The defendant’s requested instruction number 15 read in part:
“The fact that certain tests were not conducted by the police . . . may raise a reasonable doubt in the minds of jurors. ... If you determine that it would be expected, in the normal course of events, to perform such tests, . . . then you may draw a negative inference from such failure. In other words, you may infer that such tests, if properly conducted, would have resulted in evidence favorable to the defendant.”
The defendant’s requested instruction number 13 read:
“In your deliberations in this case, you may consider the evidence that certain tests were not conducted or certain police procedures were not followed in the investigation of this case. You may give this whatever weight you feel it is entitled to or draw whatever inferences you feel are justified. It is for you to determine whether the inadequacies if any, of the police investigation deprived the defendant of evidence which would be supportive of her position.”
The judge instructed the jury as follows:
“There are two ground rules that you must follow with reference to circumstantial evidence.
“First of all, you may draw inferences and conclusions only from facts which have been proved to you beyond a reasonable doubt in the trial of the case.
“Each fact which is necessary to the conclusion must be distinctly and independently proved by competent evidence.
“The second rule is that any inferences or conclusions which you draw *177 must, of course, be reasonable and natural based on your common sense and the experience of your life.
“In a chain of circumstantial evidence, it is not required that each one of your inferences and conclusions be inevitable or inescapable, but it is required that each one of them be reasonable; and that they all be consistent with one another; and that together, they establish the Defendant’s guilt beyond a reasonable doubt, as I defined that to you.”

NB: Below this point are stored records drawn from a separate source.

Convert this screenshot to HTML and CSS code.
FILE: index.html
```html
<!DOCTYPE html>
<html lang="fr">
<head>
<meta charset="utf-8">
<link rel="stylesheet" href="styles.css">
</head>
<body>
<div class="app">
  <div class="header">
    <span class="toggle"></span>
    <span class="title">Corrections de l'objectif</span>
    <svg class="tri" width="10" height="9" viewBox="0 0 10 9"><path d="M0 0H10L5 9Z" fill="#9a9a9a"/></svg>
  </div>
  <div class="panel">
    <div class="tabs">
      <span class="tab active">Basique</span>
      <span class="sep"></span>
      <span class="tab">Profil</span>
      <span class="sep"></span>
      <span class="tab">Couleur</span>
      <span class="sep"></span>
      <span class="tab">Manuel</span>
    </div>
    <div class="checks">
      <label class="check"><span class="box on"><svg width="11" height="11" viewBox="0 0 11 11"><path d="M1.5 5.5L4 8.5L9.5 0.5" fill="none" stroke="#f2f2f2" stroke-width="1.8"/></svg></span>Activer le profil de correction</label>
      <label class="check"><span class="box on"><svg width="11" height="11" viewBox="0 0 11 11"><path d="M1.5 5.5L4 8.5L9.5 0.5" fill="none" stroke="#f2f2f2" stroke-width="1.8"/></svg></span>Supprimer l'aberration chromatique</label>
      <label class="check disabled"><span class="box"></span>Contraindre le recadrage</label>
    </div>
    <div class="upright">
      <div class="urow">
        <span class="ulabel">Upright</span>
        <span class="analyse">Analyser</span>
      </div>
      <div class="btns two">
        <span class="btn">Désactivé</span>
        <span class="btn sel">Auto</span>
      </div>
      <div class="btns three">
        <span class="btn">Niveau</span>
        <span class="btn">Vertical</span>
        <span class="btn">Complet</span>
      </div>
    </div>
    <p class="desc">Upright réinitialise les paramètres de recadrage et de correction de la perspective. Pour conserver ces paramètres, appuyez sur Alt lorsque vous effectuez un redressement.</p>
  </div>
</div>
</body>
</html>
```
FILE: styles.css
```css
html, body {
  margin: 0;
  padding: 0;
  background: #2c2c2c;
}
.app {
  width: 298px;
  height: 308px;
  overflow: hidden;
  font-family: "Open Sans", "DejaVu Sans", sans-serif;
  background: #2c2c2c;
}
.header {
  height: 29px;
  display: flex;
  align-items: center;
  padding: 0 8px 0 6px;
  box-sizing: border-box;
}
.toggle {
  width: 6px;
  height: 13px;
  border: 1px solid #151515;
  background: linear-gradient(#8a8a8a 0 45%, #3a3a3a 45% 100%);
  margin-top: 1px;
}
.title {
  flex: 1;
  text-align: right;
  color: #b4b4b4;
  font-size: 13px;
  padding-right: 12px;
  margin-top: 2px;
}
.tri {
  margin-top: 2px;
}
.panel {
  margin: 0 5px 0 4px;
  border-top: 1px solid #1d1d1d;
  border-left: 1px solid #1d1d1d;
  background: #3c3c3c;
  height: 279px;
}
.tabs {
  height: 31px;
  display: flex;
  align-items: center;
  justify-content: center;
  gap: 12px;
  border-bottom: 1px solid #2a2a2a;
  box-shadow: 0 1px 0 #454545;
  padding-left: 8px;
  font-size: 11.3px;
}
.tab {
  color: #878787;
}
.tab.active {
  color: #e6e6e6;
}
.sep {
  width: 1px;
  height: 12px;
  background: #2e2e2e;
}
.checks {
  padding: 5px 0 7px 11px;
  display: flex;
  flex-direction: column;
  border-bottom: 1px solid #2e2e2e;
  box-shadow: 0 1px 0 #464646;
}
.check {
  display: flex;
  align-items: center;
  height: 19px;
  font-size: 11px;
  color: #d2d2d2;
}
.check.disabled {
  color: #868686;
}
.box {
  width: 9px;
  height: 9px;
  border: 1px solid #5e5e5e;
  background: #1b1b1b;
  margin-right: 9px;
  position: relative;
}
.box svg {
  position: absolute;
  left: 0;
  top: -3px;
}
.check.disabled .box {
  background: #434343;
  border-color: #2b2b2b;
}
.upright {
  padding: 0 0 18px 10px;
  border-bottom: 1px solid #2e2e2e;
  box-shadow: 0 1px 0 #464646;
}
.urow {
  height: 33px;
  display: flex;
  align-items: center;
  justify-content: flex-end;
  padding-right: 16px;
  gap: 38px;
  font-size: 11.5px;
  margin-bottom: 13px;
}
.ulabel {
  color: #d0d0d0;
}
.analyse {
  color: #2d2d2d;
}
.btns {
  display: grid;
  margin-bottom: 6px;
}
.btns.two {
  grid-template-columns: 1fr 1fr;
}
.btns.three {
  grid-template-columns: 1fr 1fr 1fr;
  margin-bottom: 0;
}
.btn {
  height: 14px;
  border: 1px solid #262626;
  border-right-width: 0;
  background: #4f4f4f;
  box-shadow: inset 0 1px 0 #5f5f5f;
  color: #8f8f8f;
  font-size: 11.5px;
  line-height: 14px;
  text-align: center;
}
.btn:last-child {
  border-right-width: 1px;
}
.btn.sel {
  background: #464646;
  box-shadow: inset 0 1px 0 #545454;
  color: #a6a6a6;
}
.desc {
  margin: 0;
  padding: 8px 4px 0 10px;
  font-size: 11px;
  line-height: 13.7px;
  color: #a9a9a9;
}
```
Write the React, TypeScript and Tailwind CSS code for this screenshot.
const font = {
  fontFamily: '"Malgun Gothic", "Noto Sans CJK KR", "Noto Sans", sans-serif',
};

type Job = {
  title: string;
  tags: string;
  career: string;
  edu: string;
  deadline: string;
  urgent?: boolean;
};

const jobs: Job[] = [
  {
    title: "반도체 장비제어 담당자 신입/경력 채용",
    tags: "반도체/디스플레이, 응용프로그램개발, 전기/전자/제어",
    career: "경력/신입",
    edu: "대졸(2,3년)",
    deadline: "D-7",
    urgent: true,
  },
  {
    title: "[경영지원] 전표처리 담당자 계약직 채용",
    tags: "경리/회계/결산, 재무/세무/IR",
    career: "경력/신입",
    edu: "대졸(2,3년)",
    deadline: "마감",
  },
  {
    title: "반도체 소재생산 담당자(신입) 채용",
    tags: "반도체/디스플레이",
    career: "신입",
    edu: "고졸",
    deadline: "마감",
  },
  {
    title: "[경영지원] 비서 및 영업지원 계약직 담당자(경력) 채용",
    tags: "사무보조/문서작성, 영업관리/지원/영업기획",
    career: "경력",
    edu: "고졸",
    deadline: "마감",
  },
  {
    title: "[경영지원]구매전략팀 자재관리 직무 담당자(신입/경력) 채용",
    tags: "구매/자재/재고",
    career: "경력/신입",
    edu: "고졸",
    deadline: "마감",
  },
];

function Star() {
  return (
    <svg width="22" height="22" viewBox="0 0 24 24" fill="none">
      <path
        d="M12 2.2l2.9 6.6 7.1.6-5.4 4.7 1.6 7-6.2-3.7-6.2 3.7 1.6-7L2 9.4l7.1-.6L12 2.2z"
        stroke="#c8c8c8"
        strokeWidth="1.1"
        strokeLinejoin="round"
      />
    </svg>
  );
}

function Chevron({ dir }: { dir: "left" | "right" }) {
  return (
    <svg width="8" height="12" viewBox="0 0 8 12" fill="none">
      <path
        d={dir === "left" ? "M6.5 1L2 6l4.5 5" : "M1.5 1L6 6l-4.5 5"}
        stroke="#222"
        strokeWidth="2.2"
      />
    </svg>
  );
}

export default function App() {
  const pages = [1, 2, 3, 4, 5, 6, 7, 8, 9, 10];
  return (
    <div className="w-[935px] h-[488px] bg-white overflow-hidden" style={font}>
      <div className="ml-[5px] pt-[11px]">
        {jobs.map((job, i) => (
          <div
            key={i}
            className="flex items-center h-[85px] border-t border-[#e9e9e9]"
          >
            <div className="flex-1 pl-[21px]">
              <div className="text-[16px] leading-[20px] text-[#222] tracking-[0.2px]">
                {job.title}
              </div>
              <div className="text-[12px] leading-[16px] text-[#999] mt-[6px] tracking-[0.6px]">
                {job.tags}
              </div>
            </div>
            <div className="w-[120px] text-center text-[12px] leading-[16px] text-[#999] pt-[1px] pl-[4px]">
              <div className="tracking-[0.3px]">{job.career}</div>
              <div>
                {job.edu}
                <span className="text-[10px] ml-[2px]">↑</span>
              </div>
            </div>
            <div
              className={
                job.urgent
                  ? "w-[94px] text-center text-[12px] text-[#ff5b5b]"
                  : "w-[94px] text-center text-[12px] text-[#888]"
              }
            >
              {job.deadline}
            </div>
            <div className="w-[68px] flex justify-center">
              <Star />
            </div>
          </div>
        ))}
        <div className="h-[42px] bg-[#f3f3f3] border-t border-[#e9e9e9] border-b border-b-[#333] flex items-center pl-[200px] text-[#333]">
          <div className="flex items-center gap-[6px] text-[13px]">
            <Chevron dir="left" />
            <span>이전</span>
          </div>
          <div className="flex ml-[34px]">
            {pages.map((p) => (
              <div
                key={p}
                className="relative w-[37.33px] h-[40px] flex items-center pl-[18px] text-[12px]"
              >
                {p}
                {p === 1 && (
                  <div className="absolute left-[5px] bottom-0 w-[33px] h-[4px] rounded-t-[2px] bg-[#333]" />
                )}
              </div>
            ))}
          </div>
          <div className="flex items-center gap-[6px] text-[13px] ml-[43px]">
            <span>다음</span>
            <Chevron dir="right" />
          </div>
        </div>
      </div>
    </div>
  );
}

This the defendant was allowed to do.
The two jurors who were dismissed after they notified the judge that they had inadvertently received outside information about the case had both indicated that they had not discussed the outside information with other members of the jury. A third juror who had inadvertently learned that there had been prior proceedings in the case, but who had not learned the outcome of those proceedings, was retained on the panel after he indicated that the information would not affect his judgment. Defense counsel did not object to this juror’s remaining on the panel, and the judge specifically instructed the juror not to convey the information to other jurors. This juror ultimately became the alternate juror and therefore did not participate in the deliberations. One juror had been excused on the fifth day of trial for medical reasons.